Does anyone even care about badges anymore? What seemed like an unavoidable trend just a few years ago is now fading into the sunset. Perhaps this is no better felt than in the release of Foursquare’s new app, Swarm (which is, funny enough, named after a badge on Foursquare). While it does a great job of spinning out the friend-focused elements of Foursquare’s check-in system, Swarm is shockingly devoid of any gamification features — especially ones that arguably put the company on the map in the first place.
When logging in to Swarm for the first time, users with a history on Foursquare will see their data — including friends and past check-ins — seamlessly port to the new interface. You can check in with the same ease as the original Foursquare app, but the app encourages users to update their general location with its “neighborhoods” designation.
For example, if I’m sitting in my home drinking a coffee, I can check in to Bernal Heights generally to tell my friends I am in the area. Swarm also passively updates that data upon opening the app, to give users the most accurate general reading of where their friends are.
That said, Swarm really shows its value in interacting with friends. When opening the app, users will immediately see who is nearby based on their recent check-ins — from 500 feet away to “Far Far Away” for friends more than 20 miles away. The goal is to create those “people discovery” moments that encourage friends to interact in real life — similar to the way Facebook is doing with its “Nearby Friends” feature on mobile — and it achieves that in this feature, as well as pushing notifications for nearby friends.
Another new feature is “Plans,” which allows friends to post their upcoming whereabouts, such as a bar for happy hour, and let others know that they’re interested in what’s been posted. It’s a simple, easy way to connect with friends in advance, but it doesn’t unseat traditional texting in terms of making plans. Rather, it’s like a permanent open invitation for company, designed to connect people that maybe would not have otherwise interacted.

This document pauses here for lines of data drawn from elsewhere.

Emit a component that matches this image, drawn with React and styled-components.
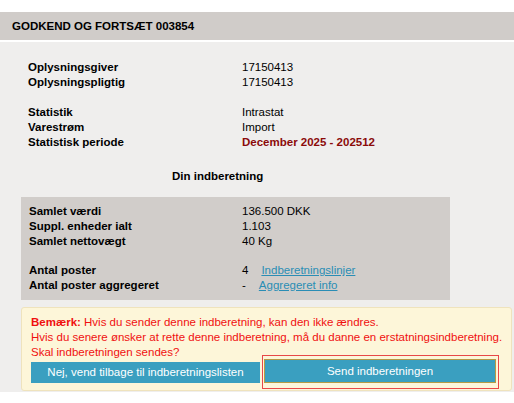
import React from "react";
import styled, { createGlobalStyle } from "styled-components";

const Global = createGlobalStyle`
  html, body { margin: 0; padding: 0; background: #ffffff; }
  body { font-family: "Liberation Sans", Arial, sans-serif; font-size: 11.5px; color: #000; }
`;

const Page = styled.div`
  padding-top: 12px;
`;

const Header = styled.div`
  height: 28px;
  line-height: 28px;
  background: #d0ccc9;
  padding-left: 12px;
  font-weight: bold;
  font-size: 11.5px;
  border-bottom: 2px solid #ffffff;
`;

const Body = styled.div`
  background: #efeeed;
  padding: 18px 2px 1px 21px;
`;

const InfoGrid = styled.div`
  display: grid;
  grid-template-columns: ${(p) => p.$labelWidth}px 1fr;
  padding-left: ${(p) => p.$indent}px;
  line-height: 15px;
`;

const Label = styled.div`
  font-weight: bold;
`;

const Value = styled.div`
  color: ${(p) => (p.$period ? "#8b0a0a" : "#000")};
  font-weight: ${(p) => (p.$period ? "bold" : "normal")};
`;

const Spacer = styled.div`
  grid-column: 1 / -1;
  height: ${(p) => p.$h}px;
`;

const SectionTitle = styled.div`
  font-weight: bold;
  line-height: 15px;
  margin: 19px 0 13px;
  padding-left: 151px;
`;

const SummaryBox = styled.div`
  width: 429px;
  background: #d1cdca;
  padding: 7px 0 7px 0;
`;

const LinkRow = styled.div`
  display: flex;
`;

const Link = styled.a`
  color: #2a8db5;
  text-decoration: underline;
  margin-left: ${(p) => p.$offset}px;
  cursor: pointer;
`;

const Warning = styled.div`
  margin-top: 7px;
  width: 478px;
  background: #fdf6d9;
  border: 1px solid #efe3bd;
  border-radius: 3px;
  padding: 7px 2px 1px 9px;
  color: #f01010;
  line-height: 15px;
  white-space: nowrap;
`;

const Strong = styled.span`
  font-weight: bold;
`;

const ButtonRow = styled.div`
  display: flex;
  align-items: center;
  gap: 2px;
  margin-top: -5px;
`;

const Button = styled.button`
  width: ${(p) => p.$w}px;
  height: ${(p) => p.$h}px;
  background: #3a9fc0;
  color: #ffffff;
  border: ${(p) => (p.$focused ? "1px solid #b59a45" : "none")};
  font-family: "Liberation Sans", Arial, sans-serif;
  font-size: 11.5px;
  padding: 0;
  cursor: pointer;
`;

const FocusRing = styled.span`
  display: inline-flex;
  border: 1px solid #e84848;
  padding: 3px 2px 5px 1px;
`;

export default function App() {
  return (
    <Page>
      <Global />
      <Header>GODKEND OG FORTSÆT 003854</Header>
      <Body>
        <InfoGrid $labelWidth={214} $indent={7}>
          <Label>Oplysningsgiver</Label>
          <Value>17150413</Value>
          <Label>Oplysningspligtig</Label>
          <Value>17150413</Value>
          <Spacer $h={15} />
          <Label>Statistik</Label>
          <Value>Intrastat</Value>
          <Label>Varestrøm</Label>
          <Value>Import</Value>
          <Label>Statistisk periode</Label>
          <Value $period>December 2025 - 202512</Value>
        </InfoGrid>
        <SectionTitle>Din indberetning</SectionTitle>
        <SummaryBox>
          <InfoGrid $labelWidth={213} $indent={8}>
            <Label>Samlet værdi</Label>
            <Value>136.500 DKK</Value>
            <Label>Suppl. enheder ialt</Label>
            <Value>1.103</Value>
            <Label>Samlet nettovægt</Label>
            <Value>40 Kg</Value>
            <Spacer $h={14} />
            <Label>Antal poster</Label>
            <LinkRow>
              4<Link $offset={13}>Indberetningslinjer</Link>
            </LinkRow>
            <Label>Antal poster aggregeret</Label>
            <LinkRow>
              -<Link $offset={13}>Aggregeret info</Link>
            </LinkRow>
          </InfoGrid>
        </SummaryBox>
        <Warning>
          <div>
            <Strong>Bemærk:</Strong> Hvis du sender denne indberetning, kan den ikke ændres.
          </div>
          <div>Hvis du senere ønsker at rette denne indberetning, må du danne en erstatningsindberetning.</div>
          <div>Skal indberetningen sendes?</div>
          <ButtonRow>
            <Button $w={229} $h={21}>Nej, vend tilbage til indberetningslisten</Button>
            <FocusRing>
              <Button $w={232} $h={24} $focused>Send indberetningen</Button>
            </FocusRing>
          </ButtonRow>
        </Warning>
      </Body>
    </Page>
  );
}
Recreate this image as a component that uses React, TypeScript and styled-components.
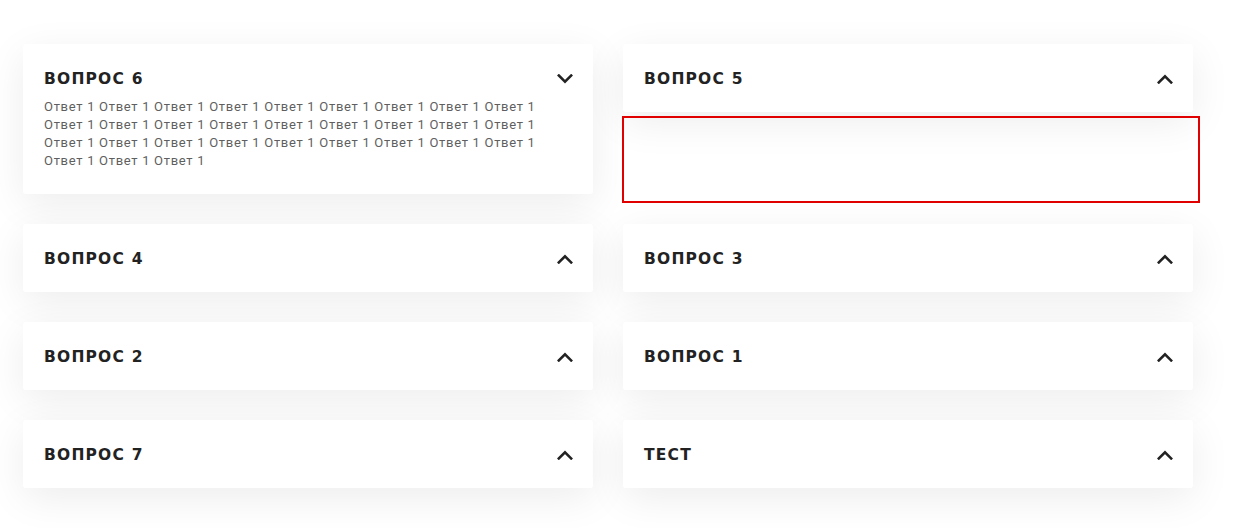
import React from "react";
import styled, { createGlobalStyle } from "styled-components";

const Global = createGlobalStyle`
  html, body { margin: 0; padding: 0; background: #ffffff; }
  body { font-family: "Roboto", "Liberation Sans", sans-serif; }
`;

const Page = styled.div`
  padding: 44px 0 40px 23px;
`;

const Grid = styled.div`
  display: grid;
  grid-template-columns: 570px 570px;
  column-gap: 30px;
  row-gap: 30px;
  align-items: start;
`;

const Slot = styled.div`
  position: relative;
`;

const Card = styled.div`
  background: #fff;
  border-radius: 3px;
  box-shadow: 0 10px 40px rgba(0, 0, 0, 0.075);
  padding: 25px 20px 23px 21px;
  box-sizing: border-box;
  min-height: 68px;
`;

const Header = styled.div`
  display: flex;
  align-items: center;
  justify-content: space-between;
  height: 20px;
`;

const Title = styled.div`
  font-family: "DejaVu Sans", sans-serif;
  font-weight: 700;
  font-size: 15.5px;
  letter-spacing: 1.2px;
  color: #222;
  text-transform: uppercase;
`;

const Answer = styled.div`
  margin-top: 9px;
  margin-bottom: 1px;
  font-family: "Roboto", sans-serif;
  font-size: 13px;
  letter-spacing: 0.7px;
  line-height: 18px;
  color: #5f5f5f;
  padding-right: 8px;
`;

const Highlight = styled.div`
  position: absolute;
  left: -1px;
  top: 72px;
  width: 578px;
  height: 87px;
  box-sizing: border-box;
  border: 2px solid #e00000;
  pointer-events: none;
`;

const Chevron = ({ up }: { up: boolean }) => (
  <svg width="16" height="10" viewBox="0 0 16 10" fill="none">
    {up ? (
      <path d="M1.8 8.5 L8 2.3 L14.2 8.5" stroke="#222" strokeWidth="2.5" strokeLinecap="square" />
    ) : (
      <path d="M1.8 1.5 L8 7.7 L14.2 1.5" stroke="#222" strokeWidth="2.5" strokeLinecap="square" />
    )}
  </svg>
);

type Item = { title: string; answer?: string; highlight?: boolean };

const answer = Array.from({ length: 30 }, () => "Ответ 1").join(" ");

const items: Item[] = [
  { title: "Вопрос 6", answer },
  { title: "Вопрос 5", highlight: true },
  { title: "Вопрос 4" },
  { title: "Вопрос 3" },
  { title: "Вопрос 2" },
  { title: "Вопрос 1" },
  { title: "Вопрос 7" },
  { title: "Тест" },
];

export default function App() {
  return (
    <>
      <Global />
      <Page>
        <Grid>
          {items.map((it) => (
            <Slot key={it.title}>
              <Card>
                <Header>
                  <Title>{it.title}</Title>
                  <Chevron up={!it.answer} />
                </Header>
                {it.answer && <Answer>{it.answer}</Answer>}
              </Card>
              {it.highlight && <Highlight />}
            </Slot>
          ))}
        </Grid>
      </Page>
    </>
  );
}
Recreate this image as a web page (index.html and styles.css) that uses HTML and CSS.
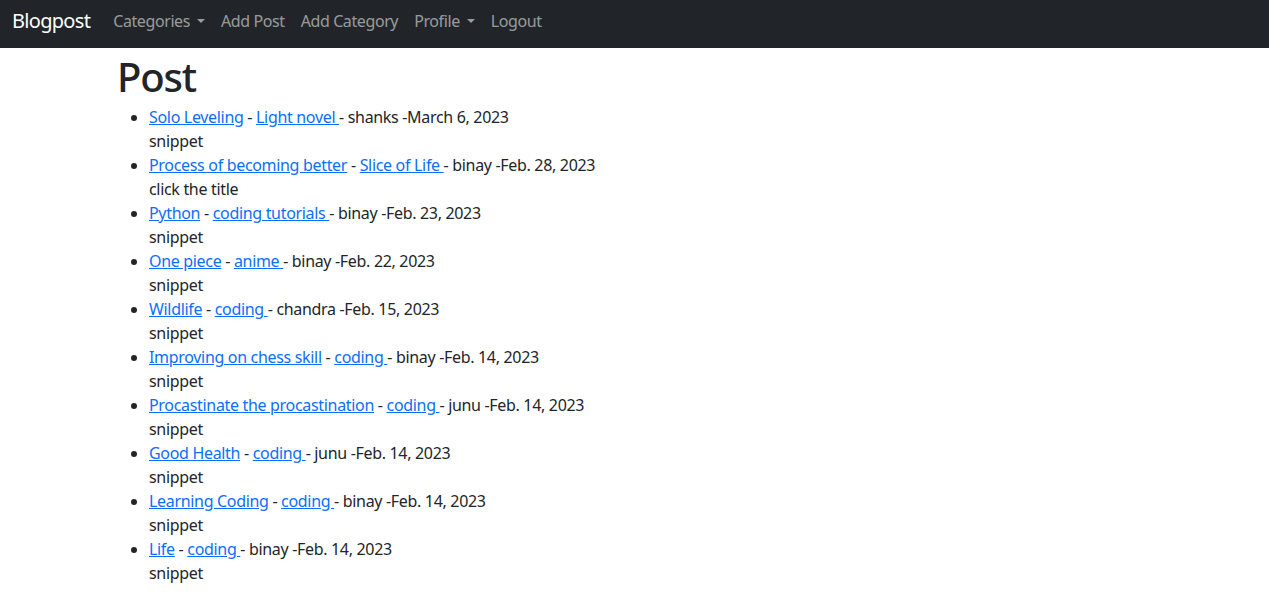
FILE: index.html
```html
<!DOCTYPE html>
<html lang="en">
<head>
<meta charset="utf-8">
<title>Blogpost</title>
<link rel="stylesheet" href="styles.css">
</head>
<body>
<nav class="navbar">
  <a class="brand" href="#">Blogpost</a>
  <ul class="nav">
    <li><a class="nav-link dropdown" href="#">Categories</a></li>
    <li><a class="nav-link" href="#">Add Post</a></li>
    <li><a class="nav-link" href="#">Add Category</a></li>
    <li><a class="nav-link dropdown" href="#">Profile</a></li>
    <li><a class="nav-link" href="#">Logout</a></li>
  </ul>
</nav>
<main class="content">
  <h1 class="title">Post</h1>
  <ul class="posts">
    <li><a href="#">Solo Leveling</a> - <a href="#">Light novel </a>- shanks -March 6, 2023<br>snippet</li>
    <li><a href="#">Process of becoming better</a> - <a href="#">Slice of Life </a>- binay -Feb. 28, 2023<br>click the title</li>
    <li><a href="#">Python</a> - <a href="#">coding tutorials </a>- binay -Feb. 23, 2023<br>snippet</li>
    <li><a href="#">One piece</a> - <a href="#">anime </a>- binay -Feb. 22, 2023<br>snippet</li>
    <li><a href="#">Wildlife</a> - <a href="#">coding </a>- chandra -Feb. 15, 2023<br>snippet</li>
    <li><a href="#">Improving on chess skill</a> - <a href="#">coding </a>- binay -Feb. 14, 2023<br>snippet</li>
    <li><a href="#">Procastinate the procastination</a> - <a href="#">coding </a>- junu -Feb. 14, 2023<br>snippet</li>
    <li><a href="#">Good Health</a> - <a href="#">coding </a>- junu -Feb. 14, 2023<br>snippet</li>
    <li><a href="#">Learning Coding</a> - <a href="#">coding </a>- binay -Feb. 14, 2023<br>snippet</li>
    <li><a href="#">Life</a> - <a href="#">coding </a>- binay -Feb. 14, 2023<br>snippet</li>
  </ul>
</main>
</body>
</html>
```

FILE: styles.css
```css
* { box-sizing: border-box; }
html, body { margin: 0; padding: 0; }
body {
  font-family: "Noto Sans", "Open Sans", sans-serif;
  font-size: 16px;
  line-height: 1.5;
  letter-spacing: -0.32px;
  color: #212529;
  background: #fff;
}
.navbar {
  height: 48px;
  background: #212529;
  display: flex;
  align-items: center;
  padding: 0 12px 6px;
}
.brand {
  color: #fff;
  font-size: 20px;
  letter-spacing: -0.7px;
  text-decoration: none;
  margin-right: 15px;
}
.nav {
  list-style: none;
  display: flex;
  margin: 0;
  padding: 0;
}
.nav-link {
  display: block;
  padding: 8px;
  color: rgba(255,255,255,.55);
  letter-spacing: -0.4px;
  text-decoration: none;
}
.dropdown::after {
  content: "";
  display: inline-block;
  margin-left: 7px;
  vertical-align: .255em;
  border-top: .3em solid;
  border-right: .3em solid transparent;
  border-left: .3em solid transparent;
}
.content {
  padding-left: 117px;
  padding-top: 1px;
}
.title {
  margin: 0 0 4px;
  padding-top: 4px;
  font-size: 40px;
  font-weight: 500;
  letter-spacing: -1.2px;
  line-height: 1.2;
}
.posts {
  margin: 0;
  padding-left: 32px;
}
.posts a { color: #0d6efd; }
```
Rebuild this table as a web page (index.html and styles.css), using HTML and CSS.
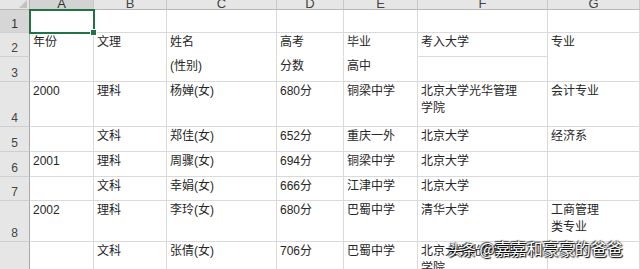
FILE: index.html
```html
<!DOCTYPE html>
<html lang="zh-CN">
<head>
<meta charset="utf-8">
<title>Sheet</title>
<link rel="stylesheet" href="styles.css">
</head>
<body>
<div class="sheet">
  <div class="corner"></div>
  <div class="ch sel">A</div>
  <div class="ch">B</div>
  <div class="ch">C</div>
  <div class="ch">D</div>
  <div class="ch">E</div>
  <div class="ch">F</div>
  <div class="ch">G</div>

  <div class="rh sel">1</div>
  <div class="c active"></div>
  <div class="c"></div>
  <div class="c"></div>
  <div class="c"></div>
  <div class="c"></div>
  <div class="c"></div>
  <div class="c"></div>

  <div class="rh">2</div>
  <div class="c span2">年份</div>
  <div class="c span2">文理</div>
  <div class="c nb">姓名</div>
  <div class="c nb">高考</div>
  <div class="c nb">毕业</div>
  <div class="c">考入大学</div>
  <div class="c span2">专业</div>

  <div class="rh">3</div>
  <div class="c">(性别)</div>
  <div class="c">分数</div>
  <div class="c">高中</div>
  <div class="c"></div>

  <div class="rh">4</div>
  <div class="c">2000</div>
  <div class="c">理科</div>
  <div class="c">杨婵(女)</div>
  <div class="c">680分</div>
  <div class="c">铜梁中学</div>
  <div class="c">北京大学光华管理<br>学院</div>
  <div class="c">会计专业</div>

  <div class="rh">5</div>
  <div class="c"></div>
  <div class="c">文科</div>
  <div class="c">郑佳(女)</div>
  <div class="c">652分</div>
  <div class="c">重庆一外</div>
  <div class="c">北京大学</div>
  <div class="c">经济系</div>

  <div class="rh">6</div>
  <div class="c">2001</div>
  <div class="c">理科</div>
  <div class="c">周骤(女)</div>
  <div class="c">694分</div>
  <div class="c">铜梁中学</div>
  <div class="c">北京大学</div>
  <div class="c"></div>

  <div class="rh">7</div>
  <div class="c"></div>
  <div class="c">文科</div>
  <div class="c">幸娟(女)</div>
  <div class="c">666分</div>
  <div class="c">江津中学</div>
  <div class="c">北京大学</div>
  <div class="c"></div>

  <div class="rh">8</div>
  <div class="c">2002</div>
  <div class="c">理科</div>
  <div class="c">李玲(女)</div>
  <div class="c">680分</div>
  <div class="c">巴蜀中学</div>
  <div class="c">清华大学</div>
  <div class="c">工商管理<br>类专业</div>

  <div class="rh"></div>
  <div class="c"></div>
  <div class="c">文科</div>
  <div class="c">张倩(女)</div>
  <div class="c">706分</div>
  <div class="c">巴蜀中学</div>
  <div class="c">北京大学光华管理<br>学院</div>
  <div class="c"></div>

  <div class="watermark"><span class="wm-logo">头条</span> @嘉嘉和豪豪的爸爸</div>
</div>
</body>
</html>
```

FILE: styles.css
```css
html, body {
  margin: 0;
  padding: 0;
  background: #ffffff;
  overflow: hidden;
}

.sheet {
  position: relative;
  display: grid;
  grid-template-columns: 30px 64px 73px 110px 67px 74px 130px 92px;
  grid-template-rows: 10px 23px 24px 25px 45px 25px 25px 24px 41px 40px;
  font-family: "Liberation Sans", "Noto Sans CJK SC", sans-serif;
  font-size: 12px;
  color: #262626;
  width: 640px;
}

.corner {
  background: #e6e6e6;
  border-right: 1px solid #b8b8b8;
  border-bottom: 1px solid #b8b8b8;
  display: flex;
  justify-content: flex-end;
  align-items: flex-end;
  padding: 0 2px 1px 0;
  box-sizing: border-box;
}

.corner::after {
  content: "";
  width: 0;
  height: 0;
  border-left: 8px solid transparent;
  border-bottom: 8px solid #c2c2c2;
}

.ch {
  background: #e6e6e6;
  border-right: 1px solid #c8c8c8;
  border-bottom: 1px solid #b8b8b8;
  box-sizing: border-box;
  display: flex;
  justify-content: center;
  align-items: flex-end;
  overflow: hidden;
  font-size: 13px;
  line-height: 10px;
  color: #444444;
}

.ch.sel {
  background: #d3d3d3;
  color: #333333;
}

.rh {
  background: #e6e6e6;
  border-right: 1px solid #a8a8a8;
  border-bottom: 1px solid #cfcfcf;
  box-sizing: border-box;
  display: flex;
  justify-content: center;
  align-items: flex-end;
  padding-bottom: 1px;
  line-height: 14px;
  font-size: 12px;
  color: #444444;
}

.rh.sel {
  background: #d6d6d6;
  color: #333333;
}

.c {
  border-right: 1px solid #dadada;
  border-bottom: 1px solid #dadada;
  box-sizing: border-box;
  padding: 1px 3px 0;
  line-height: 17px;
  white-space: nowrap;
  overflow: visible;
  min-width: 0;
}

.c.span2 {
  grid-row: span 2;
}

.c.nb {
  border-bottom-color: transparent;
}

.c.active {
  position: relative;
  outline: 2px solid #217346;
  outline-offset: -1px;
}

.c.active::after {
  content: "";
  position: absolute;
  right: -4px;
  bottom: -4px;
  width: 5px;
  height: 5px;
  background: #217346;
  border: 1px solid #ffffff;
}

.watermark {
  position: absolute;
  left: 448px;
  top: 237px;
  font-family: "Noto Sans CJK SC", sans-serif;
  font-size: 16px;
  line-height: 22px;
  color: #ffffff;
  white-space: nowrap;
  text-shadow: 0 0 2px #000000, 1px 1px 1px #000000, -1px -1px 1px rgba(0, 0, 0, 0.6);
}

.wm-logo {
  font-size: 14px;
}
```
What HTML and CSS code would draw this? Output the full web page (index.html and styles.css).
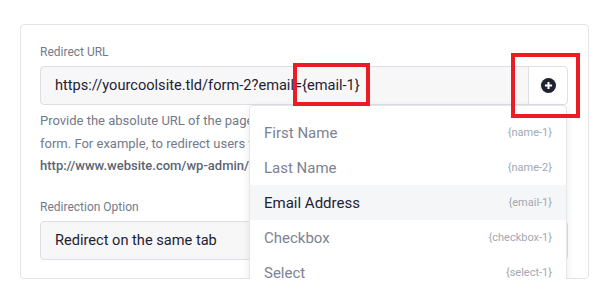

Swarm is a useful tool to help users see who is around them when they check-in, but its lack of the traditional Foursquare gamified experience means that it’s missing that little something extra. In Swarm, Foursquare has abolished public mayorships and badges — the two big features that enticed users to play the “game” of checking in. Without those little rewards, like the satisfaction of unseating a long-entrenched mayor of a coffee shop, Swarm doesn’t feel immediately satisfying. Whether the lack of those rewards hinders the rate that users check-in remains to be seen.
Overall, Swarm is a neat, lightweight, and smart way to dip your toes into the world of people discovery — it doesn’t play around and it gives very helpful information about friends that you want to see. But in stripping those fun and games, users who get that thrill of being top dog at a location or getting a new, unseen badge will be sorely disappointed that they are gone.